Angelica Kauffmann was so richly gifted that her singing voice was of operatic standard - she had indeed considered entering that world, but decided against such a step because of its moral disrepute - she was modest and correct, a faithful daughter of her church. Always a loyal friend, her many admirers included Reynolds, Romney, Garrick, Fuseli, Goethe, and a host of others, including the nobility and even royalty (George III was on the throne when she came to England), and her own career was in its way as successful as any of these eminent men.
Without name or fortune, however, in those circles in which she moved, marriage was difficult, and she did not take this step till fairly late in life (for that period), and then disastrously. In 1767 she gave her hand to an impostor who pretended to be a Swedish count, and who was already married. The real nobleman turned up and accused Angelica of having connived in this fraud; she was obliged to have the quasi-marriage dissolved in Rome. The scandal and heartbreak this occasioned were extremely painful to her, but in 1781 she became the wife of Antonio Zucchi, a Venetian, with whom she seems to have had a good understanding. They returned to Italy together, and there she lived the last chapter of her life, always active and admired.
As an artist it is generally conceded that Kauffmann's coloring was delightful but her drawing weak, her perspective faulty because of poor instruction. Her portraits of women are better than those of men, as she excelled in painting graceful and beautiful people but not at showing strength. Yet to have done what she did, and have survived, she must have been made of steel - one hardly glimpses this in her self-portrait. The louring sky behind her and her firm posture before it may perhaps be intended to hint at the storms she had survived.
During her long career Kauffmann made a number of self-portraits, two of which are at the Uffizi; she was not satisfied with the first, which was presented to the gallery in a fortuitous manner, and subsequently gave it another, the one shown here.
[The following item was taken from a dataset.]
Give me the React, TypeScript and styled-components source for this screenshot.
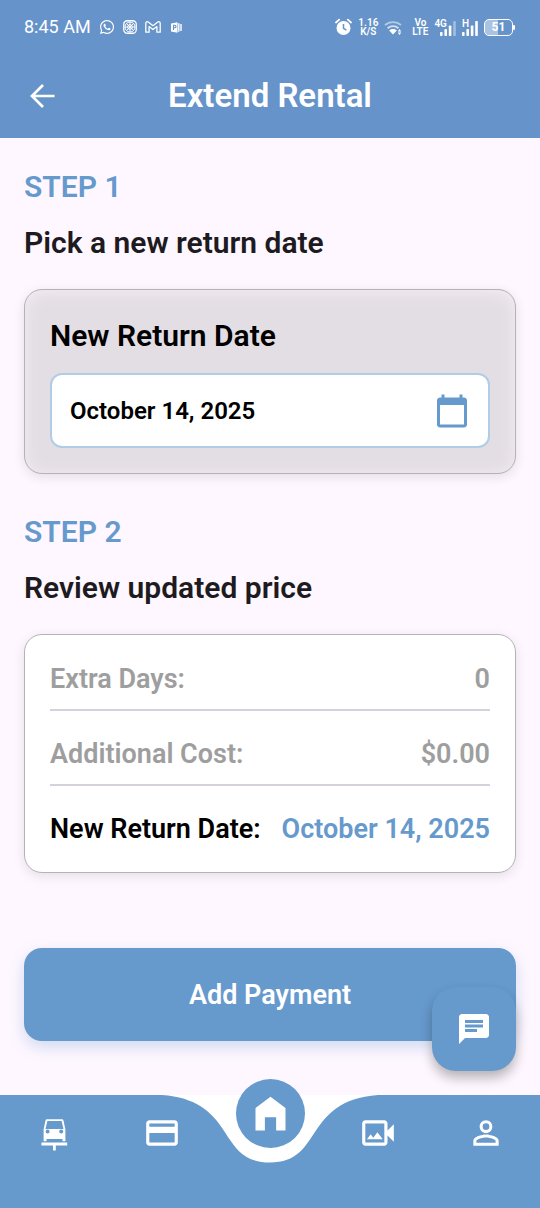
import React, { useState } from "react";
import styled, { createGlobalStyle } from "styled-components";
import {
  MdCalendarToday,
  MdChat,
  MdOutlineCreditCard,
  MdOutlineVideoCameraBack,
  MdPersonOutline,
} from "react-icons/md";
import { FaWhatsapp } from "react-icons/fa";

const color = {
  bar: "#6693c9",
  primary: "#6699cc",
  page: "#fef7ff",
  ink: "#1d1b20",
  muted: "#9e9e9e",
  line: "#d6d1dc",
};

const GlobalStyle = createGlobalStyle`
  *, *::before, *::after { box-sizing: border-box; }
  body {
    margin: 0;
    background: ${color.page};
    font-family: Roboto, "Liberation Sans", sans-serif;
  }
  svg { display: block; flex: none; }
`;

const Screen = styled.div`
  display: flex;
  flex-direction: column;
  min-height: 100vh;
  background: ${color.page};
`;

const Header = styled.header`
  background: ${color.bar};
  color: #fff;
`;

const StatusBar = styled.div`
  display: flex;
  align-items: center;
  justify-content: space-between;
  height: 54px;
  padding: 0 27px 0 24px;
`;

const StatusGroup = styled.div<{ $gap: number }>`
  display: flex;
  align-items: center;
  gap: ${(p) => p.$gap}px;
`;

const Clock = styled.span`
  font-size: 18px;
  line-height: 22px;
  white-space: nowrap;
`;

const TinyStack = styled.span`
  display: flex;
  flex-direction: column;
  align-items: center;
  font-size: 10px;
  font-weight: 600;
  line-height: 9px;
`;

const Signal = styled.span`
  display: flex;
  align-items: flex-start;
  font-size: 10px;
  font-weight: 600;
  line-height: 9px;

  svg {
    margin: 2px 0 0 -7px;
  }
`;

const AppBar = styled.div`
  display: grid;
  grid-template-columns: 36px 1fr 36px;
  align-items: center;
  height: 84px;
  padding: 0 24px;
`;

const IconButton = styled.button`
  display: flex;
  padding: 0;
  border: 0;
  background: none;
  color: inherit;
  cursor: pointer;
`;

const PageTitle = styled.h1`
  margin: 0;
  font-size: 33px;
  font-weight: 600;
  line-height: 40px;
  text-align: center;
`;

const Main = styled.main`
  flex: 1;
  display: flex;
  flex-direction: column;
  padding: 31px 24px 54px;
`;

const Step = styled.section`
  display: flex;
  flex-direction: column;

  & + & {
    margin-top: 40px;
  }
`;

const StepNumber = styled.p`
  margin: 0 0 20px;
  color: ${color.primary};
  font-size: 30px;
  font-weight: 600;
  line-height: 36px;
`;

const StepTitle = styled.h2`
  margin: 0 0 28px;
  color: ${color.ink};
  font-size: 30px;
  font-weight: 600;
  line-height: 36px;
`;

const Card = styled.div`
  display: flex;
  flex-direction: column;
  border: 1px solid #b5b3b6;
  border-radius: 18px;
`;

const DateCard = styled(Card)`
  gap: 16px;
  padding: 25px;
  background: #e3dee3;
  box-shadow: inset 0 2px 16px #f4eef5, 0 3px 12px rgba(0, 0, 0, 0.1);
`;

const PriceCard = styled(Card)`
  padding: 28px 25px 27px;
  background: #fff;
  box-shadow: 0 3px 12px rgba(0, 0, 0, 0.1);
`;

const FieldLabel = styled.label`
  color: #000;
  font-size: 30px;
  font-weight: 600;
  line-height: 42px;
`;

const DateField = styled.div`
  display: flex;
  align-items: center;
  height: 75px;
  padding: 0 18px;
  border: 2px solid #b0cce6;
  border-radius: 12px;
  background: #fff;
  color: ${color.primary};
`;

const DateInput = styled.input`
  flex: 1;
  min-width: 0;
  padding: 0;
  border: 0;
  outline: 0;
  background: none;
  color: #000;
  font: 600 24px/30px Roboto, "Liberation Sans", sans-serif;
`;

const PriceList = styled.dl`
  display: flex;
  flex-direction: column;
  gap: 27px;
  margin: 0;
`;

const PriceRow = styled.div<{ $active?: boolean }>`
  display: flex;
  justify-content: space-between;
  color: ${(p) => (p.$active ? "#000" : color.muted)};
  font-size: 27px;
  font-weight: 600;
  line-height: 32px;

  &:not(:last-child) {
    padding-bottom: 14px;
    border-bottom: 2px solid ${color.line};
  }

  dd {
    margin: 0;
    color: ${(p) => (p.$active ? color.primary : "inherit")};
  }
`;

const PayButton = styled.button`
  height: 93px;
  margin-top: 75px;
  border: 0;
  border-radius: 18px;
  background: ${color.primary};
  box-shadow: 0 6px 15px rgba(102, 153, 204, 0.3);
  color: #fff;
  font: 600 27px/32px Roboto, "Liberation Sans", sans-serif;
  cursor: pointer;
`;

const BottomNav = styled.nav`
  position: sticky;
  bottom: 0;
  padding-bottom: 37px;
  background: ${color.primary};
`;

const Notch = styled.svg`
  position: absolute;
  top: 0;
  left: 50%;
  transform: translateX(-50%);
`;

const NavList = styled.ul`
  position: relative;
  display: grid;
  grid-template-columns: repeat(5, 1fr);
  height: 76px;
  margin: 0;
  padding: 0;
  list-style: none;
`;

const NavItem = styled.li`
  display: flex;
  align-items: center;
  justify-content: center;
`;

const NavLink = styled.a`
  display: flex;
  color: #fff;
`;

const HomeLink = styled.a`
  display: flex;
  align-items: center;
  justify-content: center;
  align-self: flex-start;
  width: 69px;
  height: 69px;
  margin-top: -16px;
  border-radius: 50%;
  background: ${color.primary};
  color: #fff;
`;

const ChatButton = styled.button`
  position: absolute;
  right: 24px;
  bottom: calc(100% + 24px);
  display: flex;
  align-items: center;
  justify-content: center;
  width: 84px;
  height: 84px;
  border: 0;
  border-radius: 24px;
  background: ${color.primary};
  box-shadow: 0 7px 12px rgba(0, 0, 0, 0.28);
  color: #fff;
  cursor: pointer;
`;

const BackIcon = () => (
  <svg width="36" height="36" viewBox="0 0 36 36" fill="none" stroke="currentColor" strokeWidth="2.7" aria-hidden="true">
    <path d="M19 7L8 18l11 11M8 18h22.5" />
  </svg>
);

const CarLiftIcon = () => (
  <svg width="40" height="42" viewBox="0 0 40 42" fill="currentColor" aria-hidden="true">
    <path
      fillRule="evenodd"
      d="M13.2 7.2h14.6c.9 0 1.5.5 1.7 1.3l1.9 9v11.8h-2.9V27h-16v2.3H9.6V17.5l1.9-9c.2-.8.8-1.3 1.7-1.3zM13.4 8.9l-1.9 8.2h18l-1.9-8.2zM13.6 17.4a2 2 0 1 0 0 4 2 2 0 0 0 0-4zM27.2 17.4a2 2 0 1 0 0 4 2 2 0 0 0 0-4z"
    />
    <path d="M7.4 30.4h25.8v3H21.8v5H19v-5H7.4z" />
  </svg>
);

const AlarmIcon = () => (
  <svg width="17" height="18" viewBox="0 0 17 18" aria-hidden="true">
    <circle cx="8.5" cy="10" r="7" fill="#fff" />
    <path d="M1 4.5L4.2 1.6M16 4.5l-3.2-2.9" stroke="#fff" strokeWidth="1.8" strokeLinecap="round" />
    <path d="M8.5 6v4.3l2.8 1.9" fill="none" stroke={color.bar} strokeWidth="1.5" />
  </svg>
);

const PatternIcon = () => (
  <svg width="14" height="14" viewBox="0 0 14 14" fill="none" stroke="#fff" aria-hidden="true">
    <rect x="0.75" y="0.75" width="12.5" height="12.5" rx="3.5" strokeWidth="1.3" />
    <circle cx="7" cy="7" r="5" strokeWidth="1" />
    <circle cx="7" cy="7" r="2.4" strokeWidth="1" />
    <path d="M7 2v10M2 7h10M3.5 3.5l7 7M10.5 3.5l-7 7" strokeWidth="0.9" />
  </svg>
);

const MailIcon = () => (
  <svg width="16" height="12" viewBox="0 0 16 12" fill="none" stroke="#fff" strokeWidth="1.3" strokeLinejoin="round" aria-hidden="true">
    <path d="M0.8 2.2C0.8 0.8 2.2 0.3 3.2 1L8 4.7 12.8 1c1-.7 2.4-.2 2.4 1.2v9h-3.3V5.6L8 8.6 4.1 5.6v5.6H.8z" />
  </svg>
);

const DocIcon = () => (
  <svg width="13" height="11" viewBox="-2 0 13 11" aria-hidden="true">
    <path d="M0 1.5L6.5.3v10.4L0 9.5z" fill="#fff" />
    <path d="M2.5 8V3.2h1.2a1.2 1.2 0 0 1 0 2.6H2.5" fill="none" stroke={color.bar} strokeWidth="1.1" />
    <path d="M7.8 1.2v8.6M10 2v7" stroke="#fff" strokeWidth="1.4" />
  </svg>
);

const WifiIcon = () => (
  <svg width="22" height="17" viewBox="0 0 22 17" fill="none" stroke="#fff" strokeWidth="1.8" aria-hidden="true">
    <path d="M1 6.2a12 12 0 0 1 16 0" opacity="0.5" />
    <path d="M3.6 9.2a8.2 8.2 0 0 1 10.8 0" opacity="0.7" />
    <path d="M5.2 11.4a5.6 5.6 0 0 1 7.6 0L9 15.4z" fill="#fff" stroke="none" />
    <path d="M15.5 10l1.8 2.4h-3.6zM15.5 16l1.8-2.4h-3.6z" fill="#fff" stroke="none" />
  </svg>
);

const SignalBars = ({ weak }: { weak?: boolean }) => (
  <svg width="16" height="15" viewBox="0 0 16 15" fill="#fff" aria-hidden="true">
    <rect x="0" y="11" width="2.6" height="4" rx="0.8" />
    <rect x="4.4" y="8" width="2.6" height="7" rx="0.8" />
    <rect x="8.8" y="4.5" width="2.6" height="10.5" rx="0.8" />
    <rect x="13.2" y="0" width="2.6" height="15" rx="0.8" opacity={weak ? 0.4 : 1} />
  </svg>
);

const Battery = styled.span`
  position: relative;
  width: 29px;
  height: 17px;
  border: 1px solid #fff;
  border-radius: 5px;
  background: linear-gradient(90deg, #a9c3e2 50%, transparent 50%);
  font-size: 12px;
  font-weight: 700;
  line-height: 15px;
  text-align: center;

  &::after {
    content: "";
    position: absolute;
    top: 5px;
    right: -3px;
    width: 2px;
    height: 5px;
    border-radius: 1px;
    background: #fff;
  }
`;

const HomeIcon = () => (
  <svg width="45" height="45" viewBox="0 0 24 24" fill="currentColor" aria-hidden="true">
    <path d="M12 3L4 9v12h5v-7h6v7h5V9z" />
  </svg>
);

export default function App() {
  const [date, setDate] = useState("October 14, 2025");

  return (
    <>
      <GlobalStyle />
      <Screen>
        <Header>
          <StatusBar>
            <StatusGroup $gap={8}>
              <Clock>8:45 AM</Clock>
              <FaWhatsapp size={16} aria-hidden="true" />
              <PatternIcon />
              <MailIcon />
              <DocIcon />
            </StatusGroup>
            <StatusGroup $gap={6}>
              <AlarmIcon />
              <TinyStack>
                <span>1.16</span>
                <span>K/S</span>
              </TinyStack>
              <WifiIcon />
              <TinyStack>
                <span>Vo</span>
                <span>LTE</span>
              </TinyStack>
              <Signal>
                4G
                <SignalBars weak />
              </Signal>
              <Signal>
                H
                <SignalBars />
              </Signal>
              <Battery>51</Battery>
            </StatusGroup>
          </StatusBar>
          <AppBar>
            <IconButton type="button" aria-label="Back">
              <BackIcon />
            </IconButton>
            <PageTitle>Extend Rental</PageTitle>
          </AppBar>
        </Header>

        <Main>
          <Step>
            <StepNumber>STEP 1</StepNumber>
            <StepTitle>Pick a new return date</StepTitle>
            <DateCard>
              <FieldLabel htmlFor="return-date">New Return Date</FieldLabel>
              <DateField>
                <DateInput id="return-date" type="text" value={date} onChange={(e) => setDate(e.target.value)} />
                <IconButton type="button" aria-label="Open calendar">
                  <MdCalendarToday size={36} />
                </IconButton>
              </DateField>
            </DateCard>
          </Step>

          <Step>
            <StepNumber>STEP 2</StepNumber>
            <StepTitle>Review updated price</StepTitle>
            <PriceCard>
              <PriceList>
                <PriceRow>
                  <dt>Extra Days:</dt>
                  <dd>0</dd>
                </PriceRow>
                <PriceRow>
                  <dt>Additional Cost:</dt>
                  <dd>$0.00</dd>
                </PriceRow>
                <PriceRow $active>
                  <dt>New Return Date:</dt>
                  <dd>{date}</dd>
                </PriceRow>
              </PriceList>
            </PriceCard>
          </Step>

          <PayButton type="button">Add Payment</PayButton>
        </Main>

        <BottomNav aria-label="Main">
          <ChatButton type="button" aria-label="Chat">
            <MdChat size={36} />
          </ChatButton>
          <Notch width="216" height="68" viewBox="0 0 216 68" aria-hidden="true">
            <path d="M0 0C75.6 5.6 54 67.5 108 67.5S140.4 5.6 216 0z" fill="#fff" />
          </Notch>
          <NavList>
            <NavItem>
              <NavLink href="#rentals" aria-label="Rentals">
                <CarLiftIcon />
              </NavLink>
            </NavItem>
            <NavItem>
              <NavLink href="#payments" aria-label="Payments">
                <MdOutlineCreditCard size={38} />
              </NavLink>
            </NavItem>
            <NavItem>
              <HomeLink href="#home" aria-label="Home">
                <HomeIcon />
              </HomeLink>
            </NavItem>
            <NavItem>
              <NavLink href="#media" aria-label="Media">
                <MdOutlineVideoCameraBack size={38} />
              </NavLink>
            </NavItem>
            <NavItem>
              <NavLink href="#profile" aria-label="Profile">
                <MdPersonOutline size={38} />
              </NavLink>
            </NavItem>
          </NavList>
        </BottomNav>
      </Screen>
    </>
  );
}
A self-portrait, frequently undertaken to save the artist the expense of a model, may flatter its subject (as Van Dyke's did, when he painted himself as ten years younger than he was), but this is not so usual as when the painter must please a paying sitter. It seems unlikely that Kauffmann had any such motive - this portrait is pleasing and pretty but gives us little in the way of self-analysis. It is bland, though painted in 1787 after she had gone through many vicissitudes. Perhaps it does have a certain rueful look about it, and it is a respectable piece of work, worthy of its niche, reminding us of a life well spent, productive, and courageous - yet she was not giving anything of herself away. It would be unfair to compare her to the great exponent of this art, Rembrandt, whose long line of self-portraits unsparingly trace his development, his intensity, his compassion. People are what they are, painters paint as they can and must. Angelica's essential modesty, her talent, her classical attitude, were perhaps all she aspired to suggest here, and the result is both agreeable and evocative.